High Grades in Decline,

Panel Says

PSI Chapter members played a leading role in the “Commodity Focus: High Grades” panel discussion at the Paper and Plastics Recycling Conference in Chicago last week. In particular, moderator Kari Talvola of Fibre Trade Inc.—a PSI member company—and PSI Secretary/Treasurer Kathy DeLano of Texas Recycling—who served as a speaker—joined Ysabelle Dupuis of Kruger Recycling and Ron Gable of PROSHRED Security/Redishred Capital Corp. to discuss a variety of market-related topics, including supply challenges during the pandemic, fiber-quality issues, the effects of inflation on their businesses, and the future of high grades, among other subjects.

 

According to Dupuis, high grades are “dying grades” that are slowly but steadily becoming less available. “It’s not when the generation will be down, it’s happening now, and that change has an impact,” she said. “The decline won’t stop.”

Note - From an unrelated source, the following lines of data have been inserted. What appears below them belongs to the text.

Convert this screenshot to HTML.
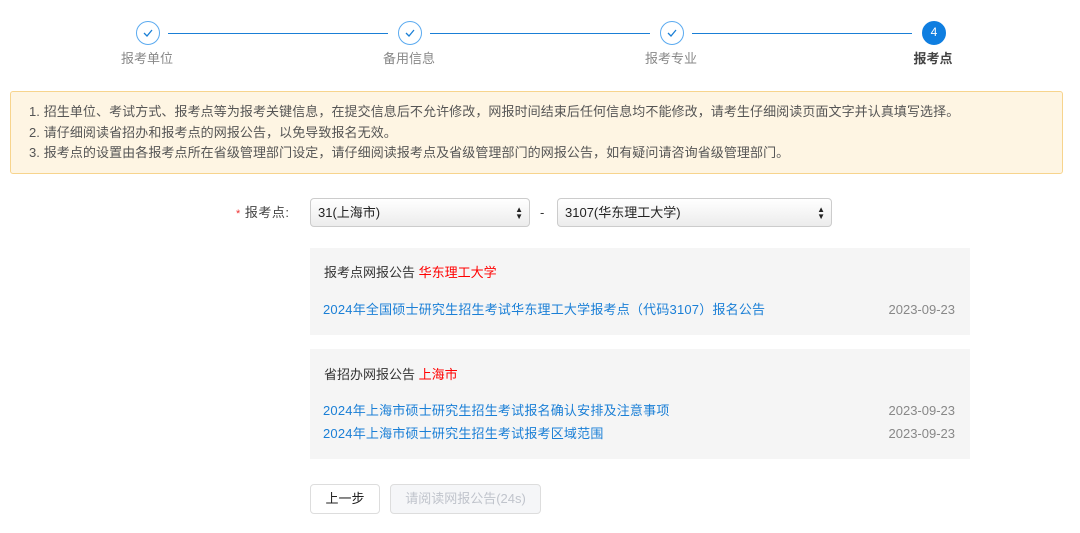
<!DOCTYPE html>
<html><head><meta charset="utf-8"><style>
*{margin:0;padding:0;box-sizing:border-box}
body{width:1080px;height:533px;background:#fff;font-family:"Liberation Sans","Noto Sans CJK SC",sans-serif;font-size:13px;color:#333;position:relative;overflow:hidden;line-height:18px}
.a{position:absolute;white-space:nowrap}
.c{position:absolute;width:24px;height:24px;border-radius:50%;border:1.5px solid #5aaaf0;background:#fff;top:21px}
.c svg{position:absolute;left:6px;top:7px}
.ln{position:absolute;top:33px;height:1px;background:#1a7fd6}
.lb{position:absolute;top:50px;color:#888;font-size:13px;width:80px;text-align:center}
.sel{position:absolute;top:198px;height:29px;border:1px solid #ccc;border-radius:4px;background:linear-gradient(#fff,#ececec);font-size:13px;color:#222;padding:5px 0 0 7px}
.sel i{position:absolute;right:6px;top:7px;font-style:normal;font-size:8px;line-height:7px;color:#222}
.pn{position:absolute;left:310px;width:660px;background:#f5f5f5}
.lk{color:#1a7fd6;letter-spacing:0.2px}
.dt{position:absolute;right:15px;color:#888}
</style></head><body>
<div class="ln" style="left:168px;width:220px"></div>
<div class="ln" style="left:430px;width:220px"></div>
<div class="ln" style="left:692px;width:220px"></div>
<div class="c" style="left:136px"><svg width="10" height="8" viewBox="0 0 10 8"><path d="M1 4l3 3 5-6" fill="none" stroke="#1a7fd6" stroke-width="1.3"/></svg></div>
<div class="c" style="left:398px"><svg width="10" height="8" viewBox="0 0 10 8"><path d="M1 4l3 3 5-6" fill="none" stroke="#1a7fd6" stroke-width="1.3"/></svg></div>
<div class="c" style="left:660px"><svg width="10" height="8" viewBox="0 0 10 8"><path d="M1 4l3 3 5-6" fill="none" stroke="#1a7fd6" stroke-width="1.3"/></svg></div>
<div class="c" style="left:922px;background:#0f7ee0;border-color:#0f7ee0;color:#fff;text-align:center;line-height:21px;font-size:12px">4</div>
<div class="lb" style="left:107px">报考单位</div>
<div class="lb" style="left:369px">备用信息</div>
<div class="lb" style="left:631px">报考专业</div>
<div class="lb" style="left:893px;color:#444;font-weight:bold">报考点</div>

<div class="a" style="left:10px;top:91px;width:1053px;height:83px;background:#fef5e3;border:1px solid #f7d48d;border-radius:3px"></div>
<div class="a" style="left:29px;top:102px;line-height:20.5px;color:#555;letter-spacing:0.08px">1. 招生单位、考试方式、报考点等为报考关键信息，在提交信息后不允许修改，网报时间结束后任何信息均不能修改，请考生仔细阅读页面文字并认真填写选择。<br>2. 请仔细阅读省招办和报考点的网报公告，以免导致报名无效。<br>3. 报考点的设置由各报考点所在省级管理部门设定，请仔细阅读报考点及省级管理部门的网报公告，如有疑问请咨询省级管理部门。</div>

<div class="a" style="left:236px;top:204px;color:#444;letter-spacing:0.5px"><span style="color:#e33;font-size:11px">*</span> 报考点:</div>
<div class="sel" style="left:310px;width:220px">31(上海市)<i>▲<br>▼</i></div>
<div class="a" style="left:540px;top:204px">-</div>
<div class="sel" style="left:557px;width:275px">3107(华东理工大学)<i>▲<br>▼</i></div>

<div class="pn" style="top:248px;height:87px">
<div class="a" style="left:14px;top:16px">报考点网报公告 <span style="color:#f00">华东理工大学</span></div>
<div class="a lk" style="left:13px;top:53px">2024年全国硕士研究生招生考试华东理工大学报考点（代码3107）报名公告</div>
<div class="dt" style="top:53px">2023-09-23</div>
</div>
<div class="pn" style="top:349px;height:110px">
<div class="a" style="left:14px;top:17px">省招办网报公告 <span style="color:#f00">上海市</span></div>
<div class="a lk" style="left:13px;top:53px">2024年上海市硕士研究生招生考试报名确认安排及注意事项</div>
<div class="dt" style="top:53px">2023-09-23</div>
<div class="a lk" style="left:13px;top:76px">2024年上海市硕士研究生招生考试报考区域范围</div>
<div class="dt" style="top:76px">2023-09-23</div>
</div>

<div class="a" style="left:310px;top:484px;width:70px;height:30px;border:1px solid #ddd;border-radius:4px;text-align:center;line-height:28px;color:#222">上一步</div>
<div class="a" style="left:390px;top:484px;width:151px;height:30px;border:1px solid #ddd;border-radius:4px;background:#f5f6f8;text-align:center;line-height:28px;color:#c0c4cc">请阅读网报公告(24s)</div>
</body></html>
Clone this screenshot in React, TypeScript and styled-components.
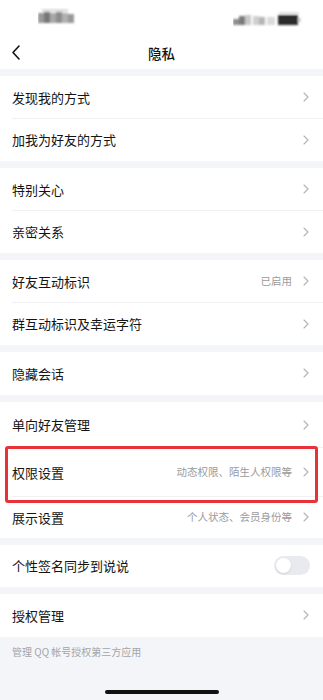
import React from "react";
import styled, { createGlobalStyle } from "styled-components";

const Global = createGlobalStyle`
  html, body { margin: 0; padding: 0; background: #f4f5f9; }
  body { font-family: "Noto Sans CJK SC", "Noto Sans", sans-serif; -webkit-font-smoothing: antialiased; }
  * { box-sizing: border-box; }
`;

const Page = styled.div`
  width: 323px;
  height: 700px;
  background: #f4f5f9;
  display: flex;
  flex-direction: column;
  position: relative;
  overflow: hidden;
`;

const StatusBar = styled.div`
  height: 36px;
  background: #fff;
  display: flex;
  align-items: flex-start;
  justify-content: space-between;
  padding: 0 18px 0 38px;
`;

const NavBar = styled.div`
  height: 33px;
  background: #fff;
  display: flex;
  align-items: center;
  justify-content: center;
  position: relative;
`;

const BackButton = styled.div`
  position: absolute;
  left: 12px;
  top: 9px;
  width: 10px;
  height: 16px;
  display: flex;
`;

const Title = styled.div`
  font-size: 13.5px;
  font-weight: 500;
  color: #111;
  letter-spacing: 0;
`;

const Body = styled.div`
  display: flex;
  flex-direction: column;
  gap: 7px;
  padding-top: 7px;
`;

const Section = styled.div`
  background: #fff;
  display: flex;
  flex-direction: column;
  position: relative;
`;

const Row = styled.div<{ $h?: number; $sep?: boolean }>`
  height: ${(p) => p.$h ?? 42.5}px;
  display: flex;
  align-items: center;
  padding: 0 14px 0 12px;
  position: relative;
  &::after {
    content: "";
    display: ${(p) => (p.$sep ? "block" : "none")};
    position: absolute;
    left: 12px;
    right: 0;
    bottom: 0;
    height: 1px;
    background: #f1f1f4;
  }
`;

const Label = styled.div`
  flex: 1;
  font-size: 13px;
  color: #141414;
  line-height: 1;
`;

const Value = styled.div`
  font-size: 10.5px;
  color: #9a9a9e;
  margin-right: 11px;
  line-height: 1;
`;

const Toggle = styled.div`
  width: 36px;
  height: 19px;
  border-radius: 10px;
  background: #e9eaef;
  display: flex;
  align-items: center;
  padding: 0 2px;
  margin-right: -1px;
`;

const Knob = styled.div`
  width: 15px;
  height: 15px;
  border-radius: 50%;
  background: #fff;
  box-shadow: 0 1px 2px rgba(0, 0, 0, 0.12);
`;

const Highlight = styled.div`
  position: absolute;
  left: 5px;
  right: 5px;
  top: 44px;
  height: 57px;
  border: 3px solid #e8323a;
  border-radius: 3px;
  pointer-events: none;
`;

const Footer = styled.div`
  font-size: 10px;
  color: #a3a4a8;
  padding: 9px 12px 0;
  line-height: 1.2;
`;

const HomeBar = styled.div`
  position: absolute;
  left: 105px;
  bottom: 6px;
  width: 114px;
  height: 4px;
  border-radius: 2px;
  background: #111;
`;

const Chevron = () => (
  <svg width="6" height="10" viewBox="0 0 6 10">
    <path d="M1 1 L5 5 L1 9" fill="none" stroke="#b4b4b8" strokeWidth="1.1" strokeLinecap="round" strokeLinejoin="round" />
  </svg>
);

const BackIcon = () => (
  <svg width="8" height="15" viewBox="0 0 8 15">
    <path d="M7 1 L1 7.5 L7 14" fill="none" stroke="#111" strokeWidth="1.6" strokeLinecap="round" strokeLinejoin="round" />
  </svg>
);

const LeftMosaic = () => (
  <svg width="40" height="20" viewBox="0 0 40 20" style={{ marginTop: 8 }}>
    <defs>
      <filter id="bl" x="-20%" y="-20%" width="140%" height="140%">
        <feGaussianBlur stdDeviation="0.8" />
      </filter>
    </defs>
    <g filter="url(#bl)">
      <rect x="0" y="5" width="6" height="10" fill="#9a9a9a" />
      <rect x="6" y="4" width="6" height="11" fill="#777" />
      <rect x="12" y="5" width="6" height="10" fill="#a8a8a8" />
      <rect x="18" y="4" width="6" height="11" fill="#8c8c8c" />
      <rect x="24" y="5" width="6" height="10" fill="#b0b0b0" />
      <rect x="30" y="6" width="6" height="9" fill="#999" />
      <rect x="4" y="1" width="26" height="3" fill="#ddd" />
    </g>
  </svg>
);

const RightMosaic = () => (
  <svg width="72" height="16" viewBox="0 0 72 16" style={{ marginTop: 11 }}>
    <defs>
      <filter id="br" x="-20%" y="-20%" width="140%" height="140%">
        <feGaussianBlur stdDeviation="0.8" />
      </filter>
    </defs>
    <g filter="url(#br)">
      <rect x="0" y="8" width="6" height="6" fill="#8e8e8e" />
      <rect x="6" y="5" width="6" height="9" fill="#7a7a7a" />
      <rect x="12" y="4" width="6" height="10" fill="#c8c8c8" />
      <rect x="20" y="5" width="6" height="9" fill="#cfcfcf" />
      <rect x="26" y="6" width="6" height="8" fill="#b5b5b5" />
      <rect x="34" y="6" width="8" height="8" fill="#dadada" />
      <rect x="45" y="4" width="20" height="10" fill="#2a2a2a" />
      <rect x="46" y="1" width="20" height="2" fill="#ddd" />
      <rect x="65" y="7" width="3" height="4" fill="#cfcfcf" />
    </g>
  </svg>
);

type Item = { label: string; value?: string; h?: number; toggle?: boolean };

const sections: Item[][] = [
  [{ label: "发现我的方式" }, { label: "加我为好友的方式" }],
  [{ label: "特别关心" }, { label: "亲密关系" }],
  [{ label: "好友互动标识", value: "已启用" }, { label: "群互动标识及幸运字符" }],
  [{ label: "隐藏会话" }],
  [
    { label: "单向好友管理", h: 46 },
    { label: "权限设置", value: "动态权限、陌生人权限等", h: 49 },
    { label: "展示设置", value: "个人状态、会员身份等", h: 41 },
  ],
  [{ label: "个性签名同步到说说", toggle: true }],
  [{ label: "授权管理" }],
];

export default function App() {
  return (
    <Page>
      <Global />
      <StatusBar>
        <LeftMosaic />
        <RightMosaic />
      </StatusBar>
      <NavBar>
        <BackButton>
          <BackIcon />
        </BackButton>
        <Title>隐私</Title>
      </NavBar>
      <Body>
        {sections.map((items, si) => (
          <Section key={si}>
            {items.map((it, i) => (
              <Row key={it.label} $h={it.h} $sep={i < items.length - 1}>
                <Label>{it.label}</Label>
                {it.value && <Value>{it.value}</Value>}
                {it.toggle ? (
                  <Toggle>
                    <Knob />
                  </Toggle>
                ) : (
                  <Chevron />
                )}
              </Row>
            ))}
            {si === 4 && <Highlight />}
          </Section>
        ))}
      </Body>
      <Footer>管理 QQ 帐号授权第三方应用</Footer>
      <HomeBar />
    </Page>
  );
}
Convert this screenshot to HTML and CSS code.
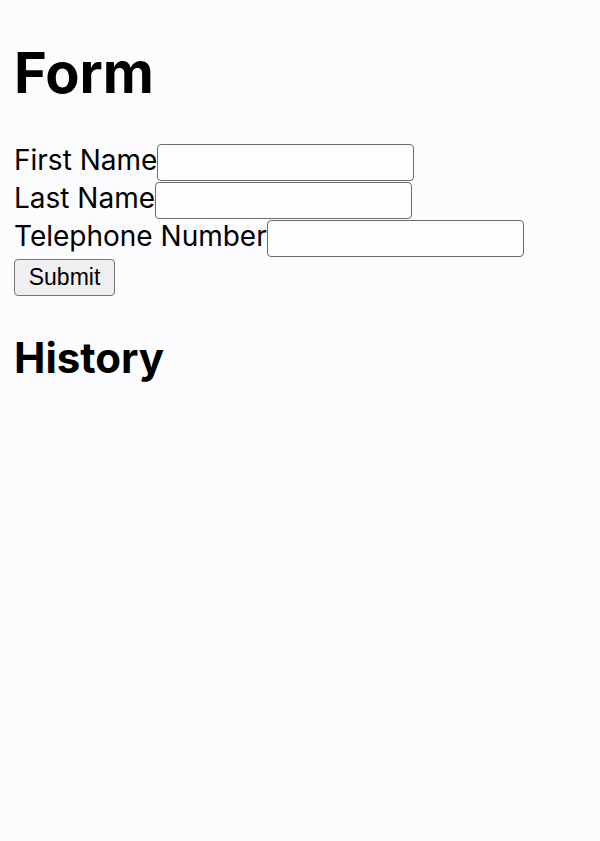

Moderator Kari Talvola (far left) led the "Commodity Focus: High Grades" panel, with (beginning second from left) Ysabelle Dupuis, Kathy DeLano, and Ron Gable.

The pandemic—and the shift of employees working from home rather than in an office—“drastically” reduced the supply of high grades, Dupuis said. That material instead either stayed at home or went into the municipal recycling stream, Gable noted. To counter that trend, his mobile paper-shredding company is emphasizing to customers the importance of document security, whether the paper is generated at home or in the office. His company also encouraged office customers to continue doing “the annual purging of paper even during COVID,” he said. “We chased that rather aggressively.”

 

During the pandemic, food packaging took off as people increasingly ate at home, which translated to a “big increase” in the generation of thermo-mechanical grades of recovered fiber, DeLano said. “TMP can go into a tissue grade,” she noted, “but you have to know the mills that can handle it.”

The pandemic also affected the quality of high grades available to mills. “There’s more color and more mixed in sorted office paper now,” Dupuis said, noting that her mills had to explore using additional grades. “We’re looking for substitute grades so we aren’t surprised again when the next disruption happens.” On the downside, different grades can require more chemical treatment to be usable, which adds cost. Gable, in contrast, said the office paper stream is cleaner these days because there are fewer newspapers and magazines in offices, so “we don’t have many rejects or discarded bales anymore.”

 

In terms of current business concerns, “labor is probably our biggest challenge,” DeLano said. “It’s hard to find and retain employees. A lot of people didn’t come back to the workforce after the pandemic.” Dupuis said it has been more difficult to “build the group dynamic” with employees during the pandemic, which makes it harder to retain workers. There’s also an ongoing shortage of supplies in general, and trailers are particularly hard to find, DeLano noted. For Gable, the higher fuel costs are making it tough for his mobile shredding business to maintain margins. Plus, rising interest rates are making it more expensive for his company to finance the purchase of new trucks.